Yisrael Beytenu head Avigdor Liberman on Monday seemingly rejected Prime Minister Benjamin Netanyahu’s appeals to join a right-wing coalition, amid last ditch efforts to form a government and avert a dreaded third round of elections, ahead of a looming Wednesday deadline.
“Israel faces a dual challenge — security and economic — and cannot function within the constricted framework of a narrow government, which will put Israel in desperate straits,” Liberman quipped.
“It wouldn’t be possible to cope with the challenges at hand, in either security matters or the economy. The current situation requires dramatic decision-making, and broad national consensus, first and foremost, in the Knesset,” Liberman said.
Liberman made the remarks during a meeting with mayors and local council leaders from Netanyahu’s Likud party. The footage from the closed meeting was published by the Walla news site.
Earlier Monday, Netanyahu appealed to Liberman to enter 11th-hour negotiations with Netanyahu’s Likud party.
“I call on Avigdor Liberman to enter into accelerated negotiations in the 48 hours left to establish a broad, strong unity government for Israel,” Netanyahu said.
Liberman, a right-wing secularist who holds eight of the Knesset’s 120 seats, has refused to enter a coalition that does not include both Likud and Blue and White, though Likud has continued to try to woo him.
Liberman campaigned on such a unity government ahead of elections in September and has continued to push for such an arrangement amid the ongoing deadlock in coalition talks.
Lawmakers have until Wednesday night to agree to nominate a Knesset member to attempt to put together as government before being forced to dissolve the parliament and call an unprecedented third round of elections for March 2.

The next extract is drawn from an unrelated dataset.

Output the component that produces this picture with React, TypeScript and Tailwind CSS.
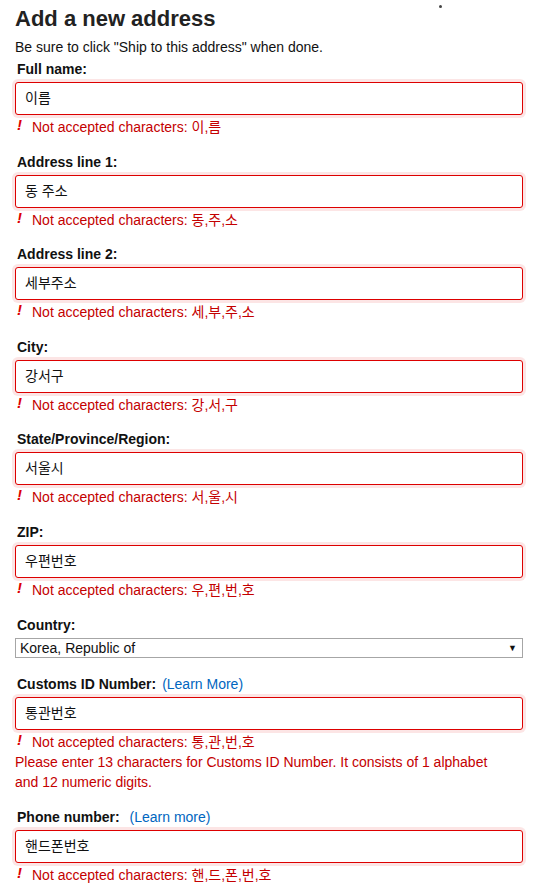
import React from "react";

const font = { fontFamily: '"Liberation Sans", Arial, "Noto Sans CJK KR", sans-serif' };

function ErrorLine({ chars }: { chars: string }) {
  return (
    <div className="mt-[3px] flex items-start leading-[19px] text-[14px] text-[#c40000]">
      <span className="w-[17px] pl-[2px] -mt-[3px] text-[15px] font-bold italic text-[#dd0000]">!</span>
      <span>Not accepted characters: {chars}</span>
    </div>
  );
}

function Field({
  label,
  value,
  chars,
  extra,
  first,
}: {
  label: React.ReactNode;
  value: string;
  chars: string;
  extra?: React.ReactNode;
  first?: boolean;
}) {
  return (
    <div className={first ? "mt-[3px]" : "mt-[15.6px]"}>
      <div className="pl-[2px] leading-[19px] text-[14px] font-bold text-[#111]">{label}</div>
      <div className="mt-[3px] flex h-[33px] w-[508px] items-center rounded-[3px] border border-[#dd0000] bg-white pl-[9px] text-[14px] text-[#111] shadow-[0_0_0_3px_rgba(221,0,0,0.1)]">
        {value}
      </div>
      <ErrorLine chars={chars} />
      {extra}
    </div>
  );
}

export default function App() {
  return (
    <div className="relative min-h-[892px] w-[547px] bg-white pl-[15px] text-[#111]" style={font}>
      <div className="absolute left-[439px] top-[5px] h-[3px] w-[3px] rounded-full bg-[#444]" />
      <h1 className="pt-[5px] text-[22px] font-bold leading-[28px] text-[#222]">Add a new address</h1>
      <p className="mt-[5px] text-[14px] leading-[19px] text-[#111]">
        Be sure to click "Ship to this address" when done.
      </p>
      <Field first label="Full name:" value="이름" chars="이,름" />
      <Field label="Address line 1:" value="동 주소" chars="동,주,소" />
      <Field label="Address line 2:" value="세부주소" chars="세,부,주,소" />
      <Field label="City:" value="강서구" chars="강,서,구" />
      <Field label="State/Province/Region:" value="서울시" chars="서,울,시" />
      <Field label="ZIP:" value="우편번호" chars="우,편,번,호" />

      <div className="mt-[15.6px]">
        <div className="pl-[2px] leading-[19px] text-[14px] font-bold text-[#111]">Country:</div>
        <div className="mt-[3.5px] flex h-[20px] w-[508px] items-center justify-between border border-[#a6a6a6] bg-white pl-[4px] pr-[5px] text-[14px] text-[#111]">
          <span>Korea, Republic of</span>
          <span className="text-[9px] leading-none">▼</span>
        </div>
      </div>

      <div className="mt-[17px]">
        <Field
          first
          label={
            <>
              Customs ID Number: <span className="ml-[2px] font-normal text-[#0066c0]">(Learn More)</span>
            </>
          }
          value="통관번호"
          chars="통,관,번,호"
          extra={
            <div className="w-[490px] text-[14px] leading-[20px] text-[#c40000]">
              Please enter 13 characters for Customs ID Number. It consists of 1 alphabet and 12 numeric digits.
            </div>
          }
        />
      </div>

      <div className="mt-[16px]">
        <Field
          first
          label={
            <>
              Phone number: <span className="ml-[6px] font-normal text-[#0066c0]">(Learn more)</span>
            </>
          }
          value="핸드폰번호"
          chars="핸,드,폰,번,호"
        />
      </div>
    </div>
  );
}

Neither Benny Gantz’s Blue and White party nor Likud has enough allies to form a government without the other or the support of Yisrael Beytenu party, but the two parties have failed to make progress on unity efforts.
Earlier Monday, Gantz called on Netanyahu to forgo a bid to seek immunity in the Knesset in order to enter a unity government.
“Netanyahu needs to place Israel before Netanyahu and take action. I call on the prime minister again, and repeat what I told your representatives from the first day of negotiations: if you give up on immunity, we’re partners to start talking,” Gantz said.
Likud officials shot down Gantz’s offer, saying seeking immunity was “an explicit right given by the legislature,” Channel 12 news reported.
Earlier Monday, Blue and White No. 2 Yair Lapid said that he would give up on a rotation agreement for the premiership with Gantz, as he sought to bolster the party’s chances in the increasingly likely upcoming election.
Lapid, who headed the centrist Yesh Atid faction which joined forces with Gantz ahead of April’s election, is seen by some as a more polarizing figure than the former IDF chief Gantz, and rival party Likud had used the prospect of him as prime minister as a rallying point in campaigns.
“If there are elections, we’ve decided that this time there won’t be a rotation agreement. We will go together, all of us, a large and united Blue and White behind Benny Gantz, our candidate for prime minister,” Lapid said at the opening of a Blue and White faction meeting in the Knesset.
In a statement released by his office, Netanyahu accused Blue and White’s leaders of “transparent tricks” and “empty spins.”
Blue and White said in response to the premier’s statement: “The only thing that is transparent is Netanyahu’s desire to lead Israel to an additional round of elections with the sole purpose of seeking immunity. Netanyahu, set Israel free [from yourself].”
Both Gantz and Netanyahu have said they seek a unity deal, but observers see a third round of elections as an increasingly likely outcome. On Monday, the parties agreed that if called, the elections would be held on March 2.
Both have blamed the other for the impasse.
Netanyahu has refused to step down and insisted on being prime minister for several months at the start of a rotational agreement, but Gantz has refused to sit in a government under Netanyahu until the premier’s legal status is cleared up.